Fui para casa saboreando o sol poente, deixando minha bela cidade rubra. Em breve Deus jogaria um cobertor escuro com estrelas luminosas para pintar aquela noite. A esse tempo eu já não lembrava mais de Felipe ou de defunto algum.
Depois de contado todo ocorrido ao meu amigo, ter sido satirizado e refletido diante do poente, cheguei a casa. Estava só, minha mãe havia ido visitar alguns parentes em outra cidade, não voltaria naquele dia.

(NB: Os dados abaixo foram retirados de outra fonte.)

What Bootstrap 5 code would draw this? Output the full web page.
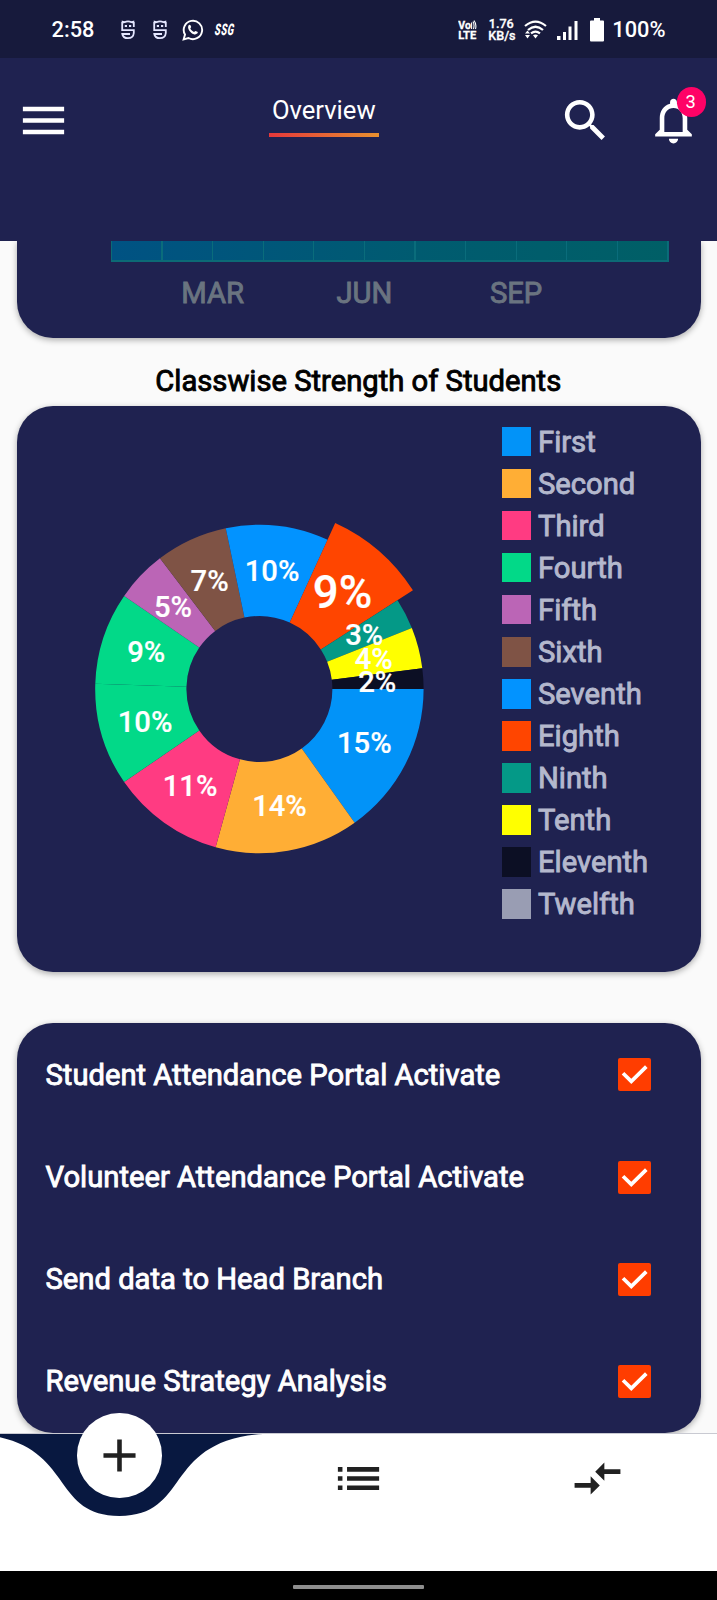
<!DOCTYPE html>
<html lang="en">
<head>
<meta charset="utf-8">
<meta name="viewport" content="width=device-width, initial-scale=1">
<title>Overview</title>
<link href="https://cdn.jsdelivr.net/npm/bootstrap@5.3.0/dist/css/bootstrap.min.css" rel="stylesheet">
<style>
  :root { --navy: #1f2250; --notch: #081840; }
  body { font-family: Roboto, "Liberation Sans", sans-serif; height: 1600px; overflow: hidden; background: #fafafa; }
  .status { height: 58px; background: #171a3c; color: #fff; padding: 2px 51.5px 0 51.5px; font-weight: 500; font-size: 21.8px; line-height: 1; }
  .status svg, .appbar svg, .bottom svg { display: block; flex: none; }
  .tiny { font-size: 12.6px; line-height: 12px; text-align: center; }
  .ssg { font-size: 16px; font-weight: 900; display: inline-block; transform: scaleX(.58) skewX(-18deg); transform-origin: 0 50%; margin-left: 11px; width: 22px; letter-spacing: 1px; }
  .appbar { height: 183px; background: var(--navy); color: #fff; padding: 35px 16px 0; }
  .side-left { width: 253px; }
  .tab { font-size: 25.6px; line-height: 30px; margin-top: 1.5px; width: 109.5px; }
  .tab::after { content: ""; display: block; height: 4px; margin-top: 8.5px; background: linear-gradient(90deg, #e5383b, #e8912f); }
  .bell { position: relative; }
  .count { position: absolute; left: 30.5px; top: -5.7px; width: 29.5px; height: 29.5px; border-radius: 50%; background: #ff0266; font-size: 18.3px; line-height: 29px; padding-right: 1px; }
  main { height: 1191.5px; overflow: hidden; padding: 0 16.5px; }
  .panel { background: var(--navy); border-radius: 36px; box-shadow: 0 2px 6px rgba(0,0,0,.32); }
  .heavy { font-size: 29.2px; line-height: 34px; -webkit-text-stroke: .9px currentColor; white-space: nowrap; }
  .trend { height: 97px; border-radius: 0 0 36px 36px; padding: 0 32px 0 94.4px; }
  .strip { height: 21px; border: solid #0c6a75; border-width: 0 1px 2px; background:
    repeating-linear-gradient(90deg, transparent 0 49.4px, #0a6c7b 49.4px 50.6px), linear-gradient(90deg, #005283, #005b70 55%, #005f66); }
  .months { color: #6a7480; margin: 14px 0 0 26px; }
  .months span { width: 151.7px; text-align: center; }
  .heading { color: #000; margin: 26px 0 8px; text-align: center; padding-right: .5px; }
  .classes { height: 566px; }
  .donut { width: 460px; height: 566px; }
  .donut text { font-weight: 500; fill: #fff; stroke: #fff; stroke-width: .2px; text-anchor: middle; -webkit-text-stroke: 0; }
  .legend { color: #b4b8cd; padding: 14.5px 0 0 25px; }
  .legend li { height: 42.05px; gap: 7px; }
  .swatch { width: 29.5px; height: 29.5px; }
  .options { margin-top: 51px; height: 409.5px; color: #fff; padding: .5px 49.5px 0 29px; }
  .options label { height: 102.2px; }
  .form-check-input.tick { width: 33px; height: 33px; margin: .5px 0 0; border: 0; border-radius: 2px; box-shadow: none; background-color: #ff3d00;
    background-size: 100% 100%;
    background-image: url("data:image/svg+xml,%3Csvg xmlns='http://www.w3.org/2000/svg' viewBox='0 0 33 33'%3E%3Cpath d='M5 15.2 13.3 23.3 28.3 8.6' fill='none' stroke='%23fff' stroke-width='3.7'/%3E%3C/svg%3E"); }
  .bottom { height: 138px; background: #fff; border-top: 1px solid #c9cad2; position: relative; }
  .notch { position: absolute; left: 0; top: 0; }
  .fab { position: absolute; left: 77.3px; top: -20.1px; width: 84.4px; height: 84.4px; border-radius: 50%; background: #fff; }
  .bottom .slot { width: 239px; padding-top: 17.9px; }
  .gesture { height: 29.5px; background: #000; }
  .gesture i { width: 131px; height: 4px; border-radius: 1px; background: #8e8e8e; margin-top: 14.5px; }
</style>
</head>
<body class="d-flex flex-column">

<header>
  <div class="status d-flex align-items-center justify-content-between">
    <div class="d-flex align-items-center">
      <span style="width:69px">2:58</span>
      <svg width="32" height="20" viewBox="0 0 32 20"><use href="#mask"/></svg>
      <svg width="29" height="20" viewBox="0 0 29 20"><use href="#mask"/></svg>
      <svg width="22" height="22" viewBox="0 0 22 22" fill="none" stroke="#fff" stroke-width="1.9"><path d="M1.6 20.4 3 15.6A9.2 9.2 0 1 1 6.5 19z"/><path d="M6.6 6.3c.8-1 1.7-.7 2 .2l.6 1.6-.9 1.3c.9 1.7 2 2.7 3.7 3.5l1.4-1 2 .9c.6.4.5 1.1-.2 1.8-1.5 1.4-3.7.9-5.8-.7C7 12 5.2 9 6.6 6.3z" fill="#fff" stroke="none"/></svg>
      <span class="ssg">SSG</span>
    </div>
    <div class="d-flex align-items-center">
      <svg width="19" height="20" viewBox="0 0 19 20" fill="#fff" stroke="#fff"><g stroke-width=".3" font-family="Roboto" font-weight="700"><text x="0.3" y="9" font-size="10" textLength="12.5" lengthAdjust="spacingAndGlyphs">Vo</text><text x="0.3" y="19" font-size="11.5" textLength="18" lengthAdjust="spacingAndGlyphs">LTE</text></g><path d="M13.6 2.5v6.5M15 1.5q1.8 3 .5 7.5M16 .5q2.8 3.5 1.5 8.5" fill="none" stroke-width="1.1"/></svg>
      <div class="tiny" style="margin:0 10px 0 11px;width:26px;-webkit-text-stroke:.3px #fff">1.76<br>KB/s</div>
      <svg width="23" height="20" viewBox="0 0 23 20" fill="none" stroke="#fff" stroke-width="2.2"><path d="M1 6Q11.5-2.8 22 6M4 10Q11.5 3.5 19 10M7 13.4Q11.5 9.8 16 13.4"/><path d="M11.5 18.5 9 15.2Q11.5 13.6 14 15.2zM3.5 10.5 6 13.5H1zM3.5 18.5 6 15H1z" fill="#fff" stroke="none"/></svg>
      <svg style="margin-left:10px" width="21" height="19" viewBox="0 0 21 19" fill="#fff"><path d="M0 15h3.5v4H0zM6 11h3v8H6zM11.5 5.5h3V19h-3zM17.5 0h3v19h-3z"/></svg>
      <svg style="margin:0 8px 0 12px" width="14" height="24" viewBox="0 0 14 24" fill="#fff"><path d="M4 0h6v2.5h3q1 0 1 1V22.5q0 1-1 1H1q-1 0-1-1V3.500q0-1 1-1h3z"/></svg>
      <span>100%</span>
    </div>
  </div>
  <nav class="appbar d-flex align-items-start">
    <div class="side-left">
      <svg width="55" height="55" viewBox="0 0 24 24" fill="#fff"><path d="M3 18h18v-2H3v2zm0-5h18v-2H3v2zm0-7v2h18V6H3z"/></svg>
    </div>
    <div class="tab text-center text-nowrap">Overview</div>
    <div class="d-flex ms-auto">
      <svg style="margin-right:33px" width="55" height="55" viewBox="0 0 24 24" fill="#fff"><path d="M15.5 14h-.79l-.28-.27C15.41 12.59 16 11.11 16 9.5 16 5.91 13.09 3 9.5 3S3 5.91 3 9.5 5.91 16 9.5 16c1.61 0 3.09-.59 4.23-1.57l.27.28v.79l5 4.99L20.49 19l-4.99-5zm-6 0C7.01 14 5 11.99 5 9.5S7.01 5 9.5 5 14 7.01 14 9.5 11.99 14 9.5 14z"/></svg>
      <div class="bell">
        <svg width="55" height="55" viewBox="0 0 24 24" fill="#fff"><path d="M12 22c1.1 0 2-.9 2-2h-4c0 1.1.9 2 2 2zm6-6v-5c0-3.07-1.63-5.64-4.5-6.32V4c0-.83-.67-1.5-1.5-1.5s-1.5.67-1.5 1.5v.68C7.64 5.36 6 7.92 6 11v5l-2 2v1h16v-1l-2-2zm-2 1H8v-6c0-2.48 1.51-4.5 4-4.5s4 2.02 4 4.5v6z"/></svg>
        <span class="count text-center">3</span>
      </div>
    </div>
  </nav>
</header>

<main>
  <section class="panel trend">
    <div class="strip"></div>
    <div class="months heavy d-flex"><span>MAR</span><span>JUN</span><span>SEP</span></div>
  </section>

  <h1 class="heading heavy fw-normal">Classwise Strength of Students</h1>

  <section class="panel classes d-flex">
    <svg class="donut" viewBox="0 0 460 566" id="donut"></svg>
    <ul class="legend heavy list-unstyled mb-0" id="legend"></ul>
  </section>

  <section class="panel options heavy">
    <label class="d-flex align-items-center justify-content-between">Student Attendance Portal Activate<input class="form-check-input tick" type="checkbox" checked></label>
    <label class="d-flex align-items-center justify-content-between">Volunteer Attendance Portal Activate<input class="form-check-input tick" type="checkbox" checked></label>
    <label class="d-flex align-items-center justify-content-between">Send data to Head Branch<input class="form-check-input tick" type="checkbox" checked></label>
    <label class="d-flex align-items-center justify-content-between">Revenue Strategy Analysis<input class="form-check-input tick" type="checkbox" checked></label>
  </section>
</main>

<nav class="bottom d-flex">
  <svg class="notch" width="270" height="84" viewBox="0 0 270 84"><path d="M-23.9 0C76.5 6.85 47.8 82 119.5 82S162.5 6.85 262.9 0z" fill="#081840"/></svg>
  <div class="slot"><div class="fab d-flex align-items-center justify-content-center"><svg width="55" height="55" viewBox="0 0 24 24" fill="#212121"><path d="M19 13h-6v6h-2v-6H5v-2h6V5h2v6h6v2z"/></svg></div></div>
  <div class="slot d-flex justify-content-center"><svg width="55" height="55" viewBox="0 0 24 24" fill="#212121"><path d="M3 13h2v-2H3v2zm0 4h2v-2H3v2zm0-8h2V7H3v2zm4 4h14v-2H7v2zm0 4h14v-2H7v2zM7 7v2h14V7H7z"/></svg></div>
  <div class="slot d-flex justify-content-center"><svg width="55" height="55" viewBox="0 0 24 24" fill="#212121"><path d="M9.01 14H2v2h7.01v3L13 15l-3.99-4v3zm5.98-1v-3H22V8h-7.01V5L11 9l3.99 4z"/></svg></div>
</nav>
<div class="gesture d-flex justify-content-center"><i></i></div>

<svg width="0" height="0" style="position:absolute">
  <defs>
    <g id="mask" fill="none" stroke="#e4e6ff" stroke-width="1.8">
      <path d="M13 10.2H1.2V2.5L3.5 2.2Q7 .5 10.5 2.2L12.8 2.5V7M1 10.2H12.8V13Q12.3 18.2 7 18.2 2 18.2 1.3 14H9"/>
      <path d="M.7.5 4 1.5 1.5 4zM13.3.5 10 1.5 12.5 4z" fill="#e4e6ff" stroke="none"/>
      <path d="M3.8 6h2.2M8 6h2.2" stroke-width="2"/>
    </g>
  </defs>
</svg>

<script src="https://cdn.jsdelivr.net/npm/bootstrap@5.3.0/dist/js/bootstrap.bundle.min.js"></script>
<script>
  const classes = [
    ['First', 15, '#0293f8'], ['Second', 14, '#ffae35'], ['Third', 11, '#ff3b82'], ['Fourth', 10, '#02d988'],
    ['', 9, '#02d988'], ['Fifth', 5, '#bb65b6'], ['Sixth', 7, '#7f5345'], ['Seventh', 10, '#0293ff'],
    ['Eighth', 9, '#ff4500'], ['Ninth', 3, '#049987'], ['Tenth', 4, '#ffff00'], ['Eleventh', 2, '#0c0f24'], ['Twelfth', 0, '#999db3']
  ];
  const total = classes.reduce((sum, c) => sum + c[1], 0);
  const cx = 242.4, cy = 283, inner = 73;
  let angle = 0, slices = '', labels = '', legend = '';
  const at = (r, a) => (cx + r * Math.cos(a)).toFixed(2) + ' ' + (cy + r * Math.sin(a)).toFixed(2);
  for (const [name, value, color] of classes) {
    const big = name === 'Eighth', outer = big ? 182.5 : 164.2;
    const end = angle + value / total * 2 * Math.PI;
    if (value) {
      slices += `<path fill="${color}" d="M${at(inner, angle)}L${at(outer, angle)}A${outer} ${outer} 0 0 1 ${at(outer, end)}L${at(inner, end)}A${inner} ${inner} 0 0 0 ${at(inner, angle)}z"/>`;
      const mid = (angle + end) / 2, r = (inner + outer) / 2, size = big ? 45.6 : 29.2;
      labels += `<text x="${cx - .5 + r * Math.cos(mid)}" y="${cy + r * Math.sin(mid) + size * .345}" font-size="${size}">${value}%</text>`;
    }
    if (name) legend += `<li class="d-flex align-items-center"><span class="swatch" style="background:${color}"></span>${name}</li>`;
    angle = end;
  }
  document.getElementById('donut').innerHTML = slices + labels;
  document.getElementById('legend').innerHTML = legend;
</script>
</body>
</html>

Depois de ter passado por todos os ritos como banhar, jantar, ler um livro fui para cama dormir. O relógio apontava para mais de meia noite. Algumas horas depois, provavelmente às duas da madrugada, fui bombardeado por pesadelos. Acordei bastante assustado, ofegante e com muita sede. Senti preguiça de me levantar para buscar água, então revolvi voltar a dormir. De repente, um estrondo na sala repeliu todo o sono de meu corpo. Rapidamente, sentei-me na cama. Acreditando ter sido uma mera impressão por conta dos pesadelos, resolvi ir logo buscar um pouco d'água. Descendo as escadas, notei os sofás um tanto afastados um do outro, algo que não havia deixado antes de ir dormir. Aproximando mais, vi algo entre os sofás. Aquilo não era possível! Ali, na minha sala, dentro de minha casa, estava o mesmo caixão daquela manhã. Ele estava aberto, ao aproximar-me ainda mais, vi o corpo de Felipe. Paralisei. Queria que aquilo fosse um sonho, mas se era, não conseguia acordar. Tentei sair correndo, só não era correspondido pelo corpo. Como aquilo aconteceu? Porém, algo pior surgiu. Felipe abriu os olhos e lentamente começou a se levantar. Ele se movia com espasmos, parecia um boneco sendo guiado por cordas, era medonho e assustador. Os olhos esbugalhados encaravam-me, sua pele e rosto estavam pálidos. Saiu do caixão e caminhou até mim. Passos fortes, pesados e o modo como andava era terrível. Algo ocorreu ao meu corpo, finalmente tive forças para correr. Nunca mais voltei para aquela casa, mas ainda sou atormentado pelas aparições casuais de Felipe. O que ele quer de mim, jamais saberei.